NOTE: The network tab currently displays information about containers that are associated with virtual networks managed by DC/OS Overlay. It does not have information about containers running on virtual networks managed by any other CNI/CNM provider`.

Limitations

  • DC/OS Overlay supports IPv6 networks only for Docker containers. Launching UCR containers on an IPv6 network will result in a container launch failure. To keep it future-proof, however, when a subnet is allocated to an agent, IPv6 subnets are pre-allocated to MesosContainerizer and DockerContainerizer following the same logic used for IPv4 networks.

  • DC/OS Overlay does not allow services to reserve IP addresses that result in ephemeral addresses for containers across multiple incarnations on the virtual network. This restriction ensures that a given client connects to the correct service.

DC/OS provides FQDNs in different zones that offer a clean way of accessing services through predictable URLs. If you are using DC/OS Overlay, you should use one of the FQDNs provided by the DC/OS DNS service to make it easy for clients to discover the location of your service.

  • The limitation on the total number of containers on DC/OS Overlay is the same value as the number of IP addresses available on the overlay subnet. However, the limitation on the number of containers on an agent depends on the subnet (which will be a subset of the overlay subnet) allocated to the agent. For a given agent subnet, half the address space is allocated to the MesosContainerizer and the other half is allocated to the DockerContainerizer.

  • In DC/OS Overlay, the subnet of a virtual network is sliced into smaller subnets and these smaller subnets are allocated to agents. When an agent has exhausted its allocated address range and a service tries to launch a container on the virtual network on this agent, the container launch will fail and the service will receive a TASK_FAILED message.

    Since there is no API to report the exhaustion of addresses on an agent, it is up to the service to conclude that containers cannot be launched on a virtual network due to lack of IP addresses on the agent. This limitation has a direct impact on the behavior of services, such as Marathon, that try to launch services with a specified number of instances. Due to this limitation, services such as Marathon might not be able to complete their obligation of launching a service on a virtual network if they try to launch instances of a service on an agent that has exhausted its allocated IP address range.

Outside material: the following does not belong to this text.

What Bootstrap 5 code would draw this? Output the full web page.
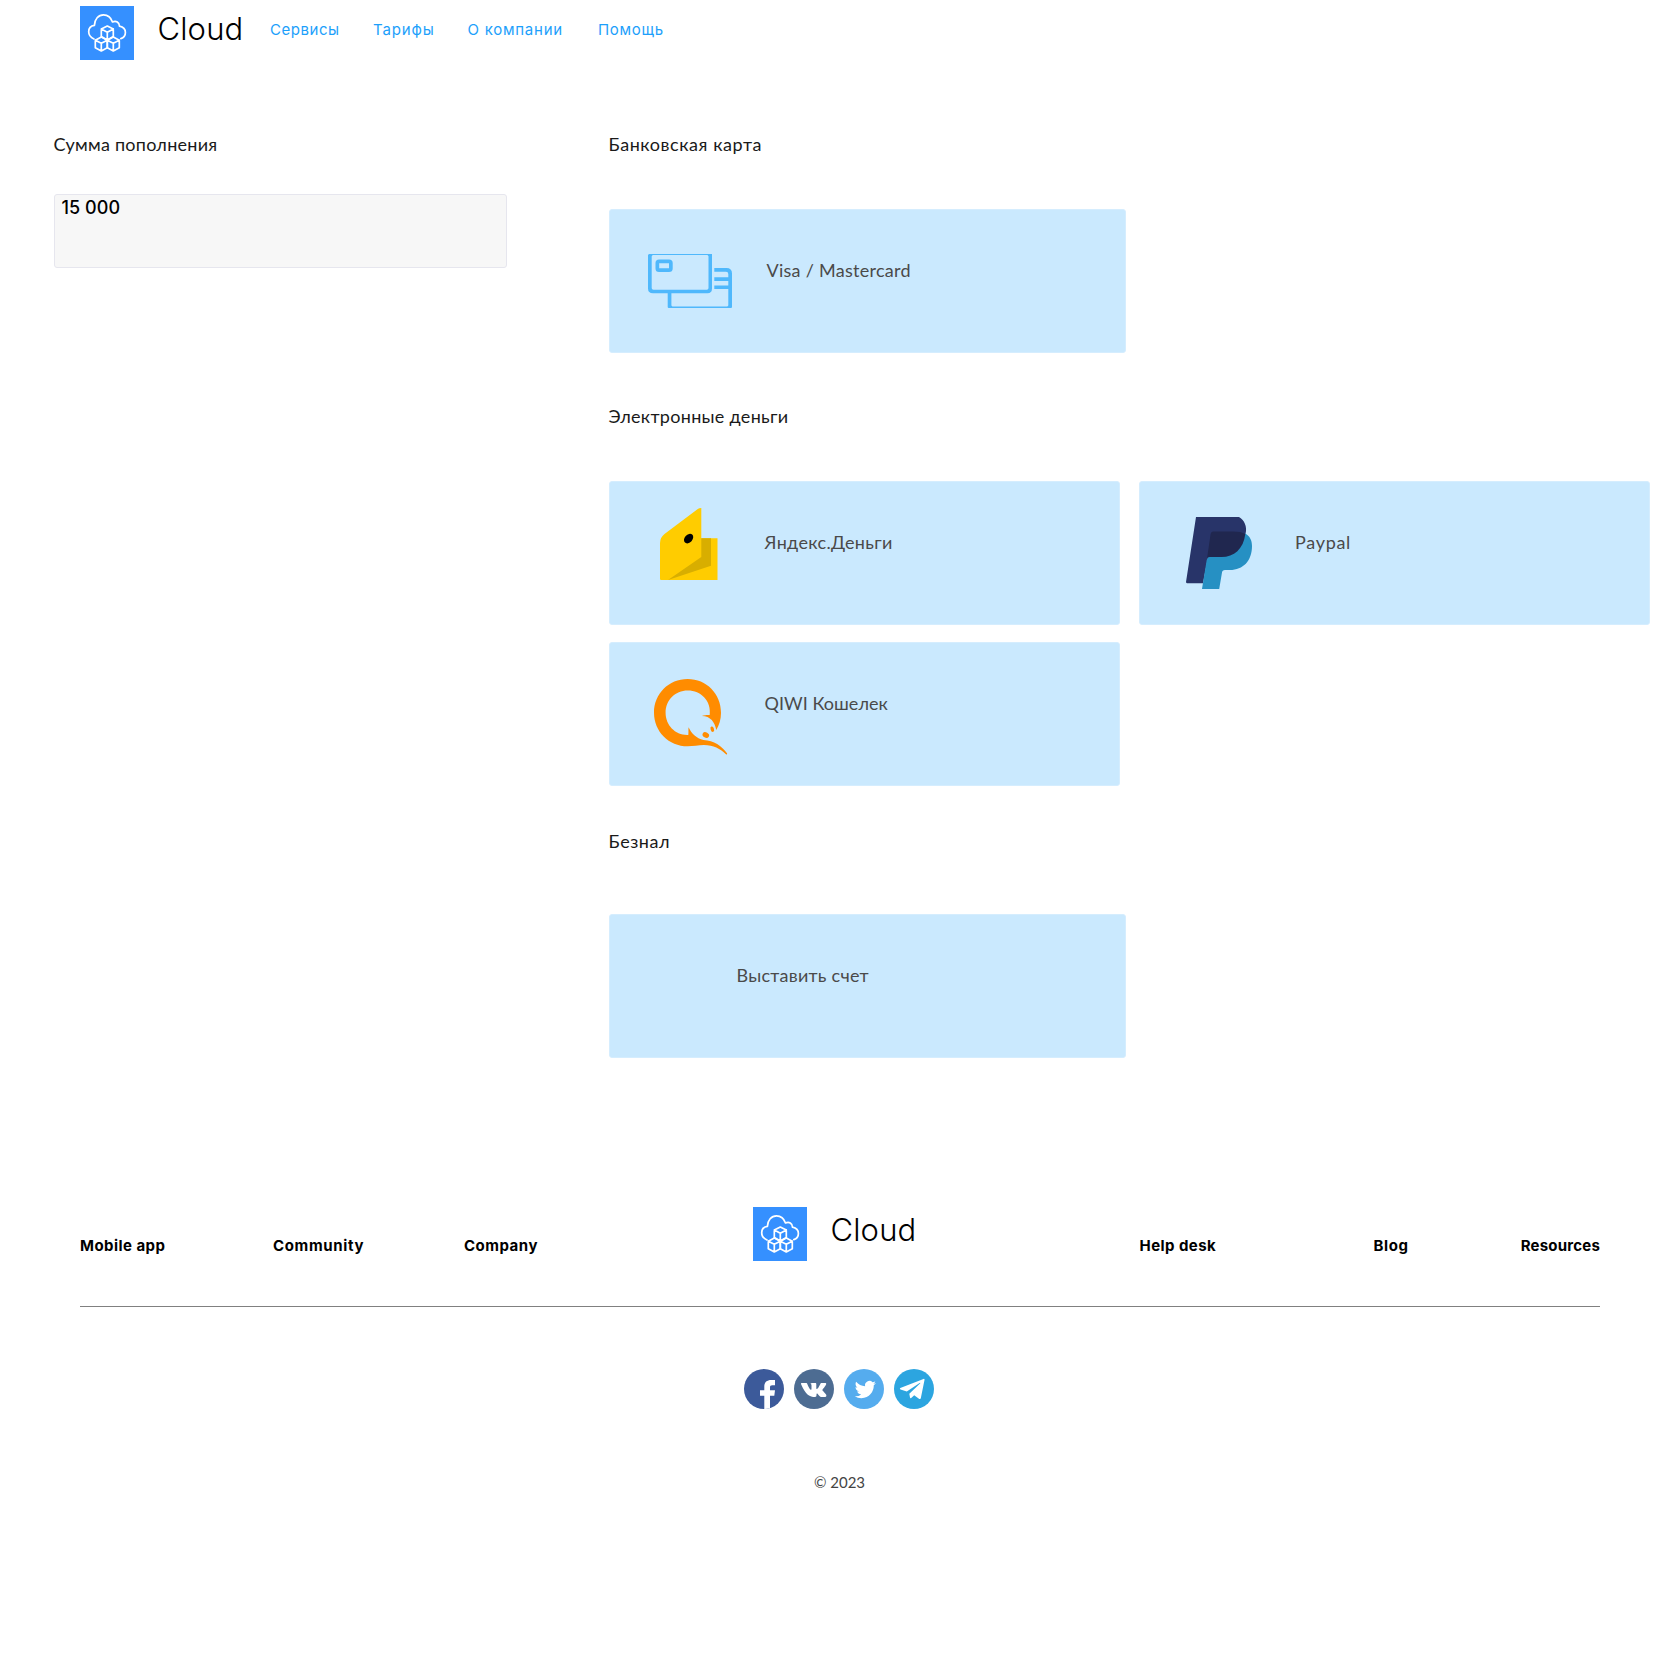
<!DOCTYPE html>
<html lang="ru">
<head>
<meta charset="utf-8">
<meta name="viewport" content="width=device-width, initial-scale=1">
<title>Cloud</title>
<link rel="stylesheet" href="https://cdn.jsdelivr.net/npm/bootstrap@5.3.0/dist/css/bootstrap.min.css">
<style>
  body { min-height: 1666px; min-width: 1680px; background: #fff; color: #000; font-family: Inter, "Noto Sans", sans-serif; }
  svg { display: block; flex: none; }
  .gutter-x { padding-left: 80px; padding-right: 80px; }
  .topbar { height: 60px; padding-top: 6px; }
  .brand-name { font-size: 31px; font-weight: 300; line-height: 36px; letter-spacing: .15px; margin: 5px 0 0 23.5px; }
  .brand-link { color: #000; text-decoration: none; width: 190px; }
  .topbar .nav-link { padding: 0; margin-top: 12px; color: #1d9ffb; font-size: 15px; font-weight: 400; line-height: 24px; }
  .w-services { width: 103px; letter-spacing: .55px; }
  .w-plans { width: 94.5px; letter-spacing: .85px; }
  .w-about { width: 130.5px; letter-spacing: .75px; }
  .w-help { letter-spacing: .7px; }
  .page-main { padding-top: 72px; }
  .col-amount { width: 608.5px; padding-left: 53.5px; flex: none; }
  .col-methods { width: 1042px; flex: none; }
  .group-title { font: 400 18px/24px Lato, "Noto Sans", sans-serif; color: #1a1a1a; margin: 0 0 53px; }
  .amount-title { margin-bottom: 38px; letter-spacing: .25px; }
  .amount-input { width: 453px; height: 74px; padding: 1px 7px 0; resize: none; background: #f7f7f7; border: 1px solid #e6e6ee; border-radius: 3px; color: #000; font-size: 18px; font-weight: 500; line-height: 24px; letter-spacing: .05px; overflow: hidden; }
  .group-card { margin-bottom: 51.5px; }
  .group-card, .group-money, .group-invoice { margin-top: 0; }
  .group-money { margin-bottom: 43px; }
  .group-invoice .group-title { margin-bottom: 61.5px; }
  .pay-tile { width: 511px; height: 143.5px; background: #cae9fe; border: 1px solid #d5edfe; border-radius: 3px; color: #4a4a4a; text-decoration: none; font: 400 18px/24px Lato, "Noto Sans", sans-serif; }
  .pay-tile.wide { width: 517px; }
  .pay-tile .tile-text { margin-top: 48px; }
  .tile-icon { width: 155px; flex: none; }
  .tile-icon.ic-visa { width: 157px; padding: 44px 0 0 38.5px; }
  .ic-yandex { padding: 26px 0 0 50px; }
  .ic-paypal { padding: 35px 0 0 45.5px; }
  .ic-qiwi { padding: 35.5px 0 0 44.5px; }
  .ic-none { width: 127px; }
  .tile-grid { gap: 17.5px 19.5px; }
  .ls-card { letter-spacing: .55px; } .ls-emoney { letter-spacing: .3px; } .ls-short { letter-spacing: .55px; }
  .ls-visa { letter-spacing: .27px; } .ls-ya { letter-spacing: .32px; } .ls-pp { letter-spacing: .7px; } .ls-qiwi { letter-spacing: .03px; } .ls-inv { letter-spacing: .25px; }
  .site-footer { padding-top: 149px; }
  .footer-link { font-size: 15px; font-weight: 700; line-height: 24px; margin-top: 27.5px; color: #000; text-decoration: none; flex: none; }
  .f-mobile { width: 193px; letter-spacing: .45px; }
  .f-community { width: 191px; letter-spacing: .65px; }
  .f-company { width: 289px; letter-spacing: .5px; }
  .f-brand { width: 386.5px; }
  .f-help { width: 234px; letter-spacing: .45px; }
  .f-blog { letter-spacing: .6px; }
  .f-resources { letter-spacing: .2px; }
  .footer-line { height: 1px; background: #808080; margin-top: 45px; }
  .socials { gap: 10px; margin-top: 62px; padding-right: 2px; }
  .copyright { font: 400 15px/24px Lato, sans-serif; color: #444; margin-top: 61px; padding-right: 1px; }
</style>
<script src="https://cdn.jsdelivr.net/npm/bootstrap@5.3.0/dist/js/bootstrap.bundle.min.js"></script>
</head>
<body>

<svg width="0" height="0" class="position-absolute" aria-hidden="true">
  <symbol id="cloud-logo" viewBox="0 0 54 54">
    <rect width="54" height="54" fill="#3590ff"/>
    <g fill="none" stroke="#fff" stroke-width="1.7" stroke-linejoin="round" stroke-linecap="round">
      <path d="M14 33C10.5 31.500 8.700 29 8.700 25.800C8.700 22.300 11 19.800 14.400 19.400C14.600 13 18.500 8.800 23.500 8.800C27.500 8.800 31 11.500 32.500 16C36 14.200 39.500 16.400 39.500 20.200C43 21 45.400 23.500 45.400 26.500C45.400 29.500 43.500 31.800 40.800 32.600"/>
      <path d="M27.300 20L33.300 23V30.500L27.300 34L21.300 30.500V23ZM21.300 23L27.300 26.300L33.300 23M27.300 26.300V34"/>
      <path d="M21.300 31L27.300 34.200V41.800L21.300 45L15.300 41.800V34.200ZM15.300 34.200L21.300 37.200L27.300 34.200M21.300 37.200V45"/>
      <path d="M33.300 31L39.300 34.200V41.800L33.300 45L27.300 41.800V34.200ZM27.300 34.200L33.300 37.200L39.300 34.200M33.300 37.200V45"/>
    </g>
  </symbol>
</svg>

<header class="topbar gutter-x d-flex align-items-start">
  <a class="brand-link d-flex align-items-start" href="#"><svg width="54" height="54"><use href="#cloud-logo"/></svg><span class="brand-name">Cloud</span></a>
  <nav class="nav flex-nowrap">
    <a class="nav-link w-services" href="#">Сервисы</a>
    <a class="nav-link w-plans" href="#">Тарифы</a>
    <a class="nav-link w-about" href="#">О компании</a>
    <a class="nav-link w-help" href="#">Помощь</a>
  </nav>
</header>

<main class="page-main d-flex align-items-start">
  <section class="col-amount">
    <h2 class="group-title amount-title">Сумма пополнения</h2>
    <textarea class="amount-input d-block" aria-label="Сумма пополнения">15 000</textarea>
  </section>

  <div class="col-methods">
    <section class="group-card">
      <h2 class="group-title ls-card">Банковская карта</h2>
      <a class="pay-tile wide d-flex align-items-start" href="#">
        <span class="tile-icon ic-visa">
          <svg width="84" height="54" viewBox="0 0 84 54" fill="#4fb8fc">
            <path fill-rule="evenodd" d="M1 0H64V34.500Q64 39.300 59.500 39.300H5Q0 39.300 0 34.500V1ZM3.700 2.200V34Q3.700 35.800 5.500 35.800H58.800Q60.500 35.800 60.500 34V2.200L59.500 1H4.700Z"/>
            <path fill-rule="evenodd" d="M11 5.500H21Q24.700 5.500 24.700 9V14.500Q24.700 18 21 18H11Q7.500 18 7.500 14.500V9Q7.500 5.500 11 5.500ZM11.200 9.200V14.300H21V9.200Z"/>
            <path d="M66.300 14H78.500Q84 14 84 19.500V53Q84 54 83 54H20.800Q19.700 54 19.700 53V38H23.400V51.500L24.400 52.500H79.300L80.300 51.500V35H66.300V31.500H80.300V27H66.300V23.200H80.300V20Q80.300 17.700 78 17.700H66.300Z"/>
          </svg>
        </span>
        <span class="tile-text ls-visa">Visa / Mastercard</span>
      </a>
    </section>

    <section class="group-money">
      <h2 class="group-title ls-emoney">Электронные деньги</h2>
      <div class="tile-grid d-flex flex-wrap">
        <a class="pay-tile d-flex align-items-start" href="#">
          <span class="tile-icon ic-yandex">
            <svg width="58" height="72" viewBox="0 0 58 72">
              <path fill="#fc0" d="M0 35Q0 29.500 4.500 26L37.800 1Q39 0 41.300 0V30.300H57.500V72H1Q0 72 0 71Z"/>
              <path fill="#d8ae00" d="M41.300 30.300H51V57.800L8 72L41.300 49Z"/>
              <ellipse cx="28.600" cy="30.600" rx="5.400" ry="3.900" transform="rotate(-48 28.600 30.600)"/>
            </svg>
          </span>
          <span class="tile-text ls-ya">Яндекс.Деньги</span>
        </a>
        <a class="pay-tile d-flex align-items-start" href="#">
          <span class="tile-icon ic-paypal">
            <svg width="67" height="72" viewBox="0 0 67 72">
              <path fill="#283469" d="M10 0H53C58 3 61.500 9 59.500 17L50 35L22 40L17 66.200H1Q0 66 0 65Z"/>
              <path fill="#2690c3" d="M59 16.500C64 19 66 23.500 66 29C66 44 57 53 44 53H39Q36.200 53 36 55.500L33.200 72H16L20.700 43L24 36L50 33Z"/>
              <path fill="#20274f" d="M27 14.500H47C52.500 14.500 56.500 15.300 59.300 17C57.500 32 48 40 35.500 40H23.500Q21.600 40 21 42L24.600 17Q25 14.500 27 14.500Z"/>
            </svg>
          </span>
          <span class="tile-text ls-pp">Paypal</span>
        </a>
        <a class="pay-tile d-flex align-items-start" href="#">
          <span class="tile-icon ic-qiwi">
            <svg width="74" height="77" viewBox="0 0 74 77" fill="#ff8c00">
              <path d="M62.300 51C60.800 43 56.500 37 47.900 36.900C50.500 35.900 53 36 55.700 36C57.500 22 47 11.500 33.700 11.500C21 11.500 11.600 21.300 11.600 33.800C11.600 46.500 21.500 56.500 34.300 55.900C34.700 53.500 34.200 50.500 34.600 48.300C37 54 42.500 59.500 49.500 61C60 61.800 67.500 66.500 73.200 74.500L72.500 75.800C66 69.500 59.500 66 50 66C44 66 39.500 67.300 33.600 67.300C14.800 67.300 0 52.500 0 33.700C0 14.800 14.800 0 33.600 0C52.500 0 67 14.800 67 33.700C67 40.500 65.300 45.800 62.300 51Z"/>
              <ellipse cx="51.800" cy="56" rx="3.400" ry="2.700" transform="rotate(30 51.800 56)"/>
              <ellipse cx="58.300" cy="50.200" rx="1.700" ry="2.800" transform="rotate(-18 58.300 50.200)"/>
            </svg>
          </span>
          <span class="tile-text ls-qiwi">QIWI Кошелек</span>
        </a>
      </div>
    </section>

    <section class="group-invoice">
      <h2 class="group-title ls-short">Безнал</h2>
      <a class="pay-tile wide d-flex align-items-start" href="#">
        <span class="tile-icon ic-none"></span>
        <span class="tile-text ls-inv">Выставить счет</span>
      </a>
    </section>
  </div>
</main>

<footer class="site-footer gutter-x">
  <div class="d-flex align-items-start">
    <a class="footer-link f-mobile" href="#">Mobile app</a>
    <a class="footer-link f-community" href="#">Community</a>
    <a class="footer-link f-company" href="#">Company</a>
    <a class="brand-link f-brand d-flex align-items-start flex-shrink-0" href="#"><svg width="54" height="54"><use href="#cloud-logo"/></svg><span class="brand-name">Cloud</span></a>
    <a class="footer-link f-help" href="#">Help desk</a>
    <a class="footer-link f-blog" href="#">Blog</a>
    <a class="footer-link f-resources ms-auto" href="#">Resources</a>
  </div>
  <div class="footer-line"></div>
  <div class="socials d-flex justify-content-center">
    <a href="#" aria-label="Facebook"><svg width="40" height="40" viewBox="0 0 40 40"><circle cx="20" cy="20" r="20" fill="#3c5a9a"/><path fill="#fff" d="M20.300 39.900V26.800H16V21.300H20.300V17.600C20.300 13 23 11 27.200 11H31V16.300H28.300C26.500 16.300 26 17 26 18.600V21.300H31L30.300 26.800H26V39.200Q23 40 20.300 39.900Z"/></svg></a>
    <a href="#" aria-label="VK"><svg width="40" height="40" viewBox="0 0 40 40"><circle cx="20" cy="20" r="20" fill="#4d6c92"/><path fill="#fff" d="M7.500 14h4.500c.8 0 1 .4 1.300 1 1 2.700 2.600 5.600 3.500 5.800.6 0 .7-.4.7-1.400v-2.800c0-1.300-.5-1.700-1.200-2 .3-.5 1-.7 2-.7h3c.9 0 1 .6 1 1.300v4c0 .5.3.9.600.9.8 0 2.600-3.200 3.400-5 .3-.7.6-1 1.400-1h3.300c1.200 0 1.400.6 1.100 1.300-.8 1.800-3.400 4.800-3.600 5.200-.3.500-.2.7.2 1.200.9 1 2.800 2.700 3.500 4 .5.900 0 2.200-1 2.200h-4c-.7 0-1.200-.3-1.700-.9-1-1-1.800-2.500-2.400-2.500-.5 0-.6.500-.6 1.500 0 1.300-.3 1.900-1.600 1.900-5 0-9.300-2.400-13.700-12.600C6.900 14.600 7 14 7.500 14Z"/></svg></a>
    <a href="#" aria-label="Twitter"><svg width="40" height="40" viewBox="0 0 40 40"><circle cx="20" cy="20" r="20" fill="#55acee"/><path fill="#fff" transform="translate(10.700 9.900) scale(.885)" d="M23.950 4.570a10 10 0 0 1-2.820.77 4.960 4.960 0 0 0 2.160-2.720c-.95.550-2 .95-3.130 1.180a4.920 4.920 0 0 0-8.380 4.480C7.690 8.090 4.070 6.130 1.640 3.160a4.820 4.820 0 0 0-.67 2.480c0 1.710.87 3.210 2.190 4.100a4.900 4.900 0 0 1-2.230-.62v.06a4.920 4.920 0 0 0 3.950 4.830 5 5 0 0 1-2.210.08 4.940 4.940 0 0 0 4.600 3.420A9.870 9.870 0 0 1 0 19.540a14 14 0 0 0 7.550 2.210c9.050 0 14-7.500 14-13.990 0-.21 0-.42-.02-.63a9.940 9.940 0 0 0 2.460-2.550z"/></svg></a>
    <a href="#" aria-label="Telegram"><svg width="40" height="40" viewBox="0 0 40 40"><circle cx="20" cy="20" r="20" fill="#2ca5e0"/><path fill="#fff" d="M6.300 19.100L29.500 9.900Q30.700 9.500 30.500 11L26.800 29.300Q26.500 30.500 25.300 29.900L20.200 26.300L17.200 29.100Q16.300 29.700 16 28.600L15.300 24.800L26.300 14.300Q26.500 13.600 25.600 14L12.800 22.500L6.500 20.500Q5.300 19.800 6.300 19.100Z"/></svg></a>
  </div>
  <div class="copyright text-center">© 2023</div>
</footer>
</body>
</html>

    Keep this limitation in mind when debugging issues on frameworks that use a virtual network and you see the TASK_FAILED message.

  • DC/OS Overlay uses Linux bridge devices on agents to connect Mesos and Docker containers to the virtual network. The names of these bridge devices are derived from the virtual network name. Since Linux has a limitation of fifteen characters on network device names, there is a character limit of thirteen characters for the virtual network name (two characters are used to distinguish between a CNI bridge and a Docker bridge on the virtual network).

  • Certain names are reserved and cannot be used as DC/OS Overlay names. The is because DC/OS Overlay uses Docker networking underneath to connect Docker containers to the overlay, which in turn reserves certain network names. The reserved names are: host, bridge and default.

  • Marathon health checks will not work with certain DC/OS Overlay configurations. If you are not using the default DC/OS Overlay configuration and Marathon is isolated from the virtual network, health checks will fail consistently even if the service is healthy.

    Marathon health checks will work in any of the following circumstances:

    • You are using the default DC/OS Overlay configuration.
    • Marathon has access to the virtual network.
    • You use a command health check.